You just need to create a new file under nmtpytorch/models and define a class by deriving it from nn.Module. The name of this new class will be the model_type that needs to be written inside your configuration file. The next steps are to:

  • Parse model options passed from the configuration file in __init__()
  • Define layers inside setup(): Each nn.Module object should be assigned as an attribute of the model (i.e. self.encoder = ...) in order for PyTorch to work correctly.
  • Create and store relevant dataset objects in load_data()
  • Define a get_iterator() method to obtain a dataset-specific iterator depending on train/dev and loss/beam-search variants.
  • Define compute_loss() which takes a data iterator and computes the loss over it. This method is used for dev set perplexities.
  • Define aux_loss() where you may want to define an additional loss term. Return just 0 if you do not want to use it.
  • Define forward() which takes a dictionary with keys as data sources and returns the batch training loss. This is the method called from the mainloop during training.
  • Define beam_search() which takes a data iterator and generates hypotheses using beam search.

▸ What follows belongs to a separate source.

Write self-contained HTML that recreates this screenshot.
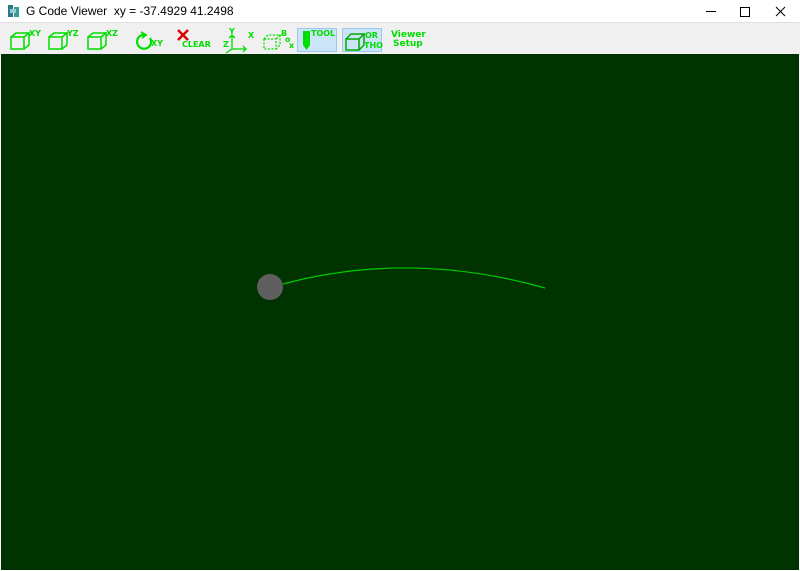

The default implementation in NMT is a batched GPU version.

Feel free to copy the methods from NMT if you do not need to modify some of them.

Provided Models

Currently we only provide a Conditional GRU NMT implementation with Bahdanau-style attention in decoder.

NOTE: We recommend limiting the number of tokens in the target vocabulary by defining max_trg_len in the [model] section of your configuration file to avoid GPU out of memory errors for very large vocabularies. This is caused by the fact that the gradient computation for a batch with very long sequences occupies a large amount of memory unless the loss layer is implemented differently.